Education Minister Amadou Sy Savane announced late on Sunday that all schools will close for two weeks due to severe fuel shortages, preventing staff from travelling to work.
The shortage has disrupted most sectors and caused long queues at petrol stations in the capital, Bamako.
For a country that relies on fuel imports from Senegal and Ivory Coast, the blockade marks a major setback for Mali’s military junta, which seized power in 2020, vowing to restore security.
The al-Qaida-linked Jama’at Nusrat al-Islam wal-Muslimin (JNIM) group announced the blockade in early September, saying it was in retaliation to government efforts to cut fuel supplies to rural areas used as militant hideouts.
Hundreds of trucks are stranded at Mali’s borders.
The blockade has sent prices soaring, worsening living conditions for millions in a country where nearly half the population already lives below the poverty line.
Mali, Burkina Faso and Niger — which all expelled French forces after military coups and turned to Russian support — have seen violence escalate despite closer co-operation and air strikes on militant positions.

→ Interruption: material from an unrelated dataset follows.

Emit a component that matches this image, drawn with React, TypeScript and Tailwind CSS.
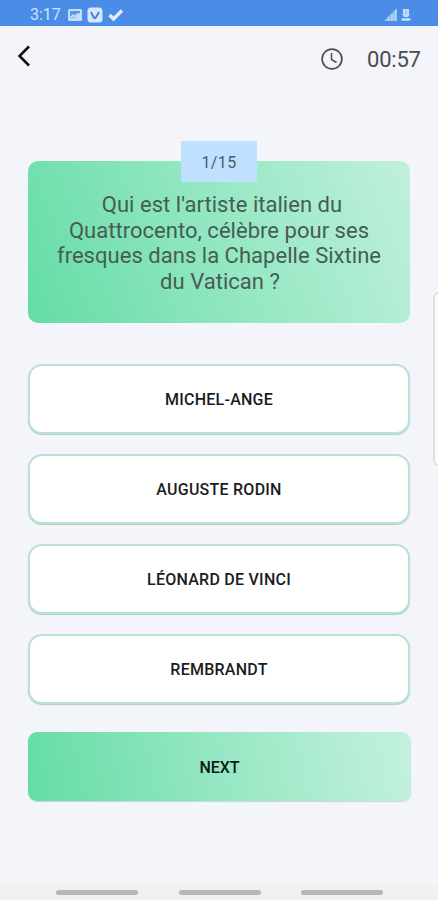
const answers = ['MICHEL-ANGE', 'AUGUSTE RODIN', 'LÉONARD DE VINCI', 'REMBRANDT'];

function StatusBar() {
  return (
    <div className="flex h-[26px] items-center bg-[#4a8ce6] pr-[27px] pl-[30px] pt-[3px] text-[#cfe3fb]">
      <span className="w-[31px] text-[16px] leading-none whitespace-nowrap">3:17</span>
      <svg className="ml-[7px]" width="14" height="12" viewBox="0 0 14 12">
        <rect width="14" height="12" rx="1.5" fill="#c5defa" />
        <path d="M2 2h10v2.500L9.500 4 7 6.500 5 5 2 8z" fill="#5d98e8" />
        <path d="M2.500 10l2.500-2 1.500 1 1.500-1" fill="none" stroke="#8bb6ef" />
      </svg>
      <svg className="ml-[5px]" width="16" height="16" viewBox="0 0 16 16">
        <rect x="0.500" y="0.500" width="15" height="15" rx="3.500" fill="#d6e8fc" />
        <path d="M4 5l3 6h1.500L12 5" fill="none" stroke="#4384dd" strokeWidth="2" />
      </svg>
      <svg className="ml-[5px]" width="16" height="12" viewBox="0 0 16 12">
        <path d="M1.500 6l4 4 8.500-8.500" fill="none" stroke="#e0edfd" strokeWidth="3.400" />
      </svg>
      <svg className="ml-auto" width="13" height="13" viewBox="0 0 13 13">
        <path d="M0 13L13 0v13z" fill="#8fc1ef" />
        <path d="M4.500 9v4M8 6v7M11.500 2v11" stroke="#b5dcf3" strokeWidth="1.500" />
      </svg>
      <svg className="ml-[4px]" width="10" height="13" viewBox="0 0 10 13">
        <path d="M2 1h6v5h1L7 9H3L1 6h1z" fill="#bddcf9" />
        <path d="M0.500 11.500h9" stroke="#c5e0fa" strokeWidth="2.500" />
        <path d="M5 3v3" stroke="#8cbaf1" strokeWidth="1.500" />
      </svg>
    </div>
  );
}

export default function App() {
  return (
    <div className="relative flex h-[900px] w-[438px] flex-col overflow-hidden bg-[#f3f5fa] font-[Roboto,sans-serif]">
      <StatusBar />
      <header className="flex h-[66px] items-center pr-[17px] pl-[17px]">
        <svg className="mb-[6px]" width="14" height="22" viewBox="0 0 14 22">
          <path d="M12 1.500L2.500 11l9.500 9.500" fill="none" stroke="#101114" strokeWidth="2.500" />
        </svg>
        <svg className="ml-auto" width="22" height="22" viewBox="0 0 22 22" fill="none" stroke="#4c4e52">
          <circle cx="11" cy="11" r="9.900" strokeWidth="1.700" />
          <path d="M10.500 5v6.500l5 3" strokeWidth="1.500" />
        </svg>
        <span className="mt-[2px] ml-[24px] w-[54px] text-[22px] leading-none tracking-[-0.200px] whitespace-nowrap text-[#4a4c50]">00:57</span>
      </header>

      <main className="mt-[69px] mr-[28px] ml-[28px] flex flex-col">
        <section className="relative h-[162px] rounded-[10px] bg-[linear-gradient(68deg,#64dca6_0%,#93e7c2_50%,#c0f0dc_100%)] pt-[31.300px]">
          <div className="absolute -top-[20px] left-[153px] flex h-[41px] w-[76px] items-center justify-center bg-[#bfe0fe] pt-[2px] text-[16px] tracking-[0.400px] text-[#505966]">
            1/15
          </div>
          <p className="text-center text-[22px] leading-[25.600px] tracking-[0.030px] text-[#465d54]">
            <span className="pl-[6px]">Qui est l'artiste italien du</span>
            <br />
            Quattrocento, célèbre pour ses
            <br />
            fresques dans la Chapelle Sixtine
            <br />
            <span className="pl-[2px]">du Vatican ?</span>
          </p>
        </section>

        <div className="mt-[41px] flex flex-col gap-[20px]">
          {answers.map((answer) => (
            <button
              key={answer}
              className="h-[70px] rounded-[14px] border-2 border-[#b8e2d3] bg-white pt-[2px] text-[16px] font-medium tracking-[0.250px] text-[#1c1c1c] shadow-[0_1px_1px_#b5cdc5]"
            >
              {answer}
            </button>
          ))}
        </div>

        <button className="mt-[28px] -mr-px h-[69px] rounded-[9px] bg-[linear-gradient(78deg,#64dca6_0%,#96e7c3_50%,#c4f1de_100%)] pt-[2px] text-[16px] font-medium text-[#0e1b15] shadow-[0_1px_1px_#c5d8d0]">
          NEXT
        </button>
      </main>

      <nav className="mt-auto flex h-[15px] items-start justify-between bg-[#f1f1f2] pt-[5px] pr-[55px] pl-[56px]">
        <span className="h-[5px] w-[82px] rounded-full bg-[#b7b7b7]" />
        <span className="h-[5px] w-[82px] rounded-full bg-[#b7b7b7]" />
        <span className="h-[5px] w-[82px] rounded-full bg-[#b7b7b7]" />
      </nav>

      <div className="absolute top-[292px] -right-[10px] h-[174px] w-[15px] rounded-[6px] border-2 border-[#dedfe2] bg-[#fafbfd]" />
    </div>
  );
}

According to the Armed Conflict Location & Event Data Project, this year’s attacks in Mali are among the deadliest in more than three years, with JNIM deliberately seeking to destabilise the governments across the Sahel.
In Bamako, residents queue overnight for scarce fuel while the army attempts to escort convoys through militant-held zones.
Some trucks have reached the capital, but others have been attacked en route, underscoring the junta’s struggle to contain a crisis that now threatens the country’s stability.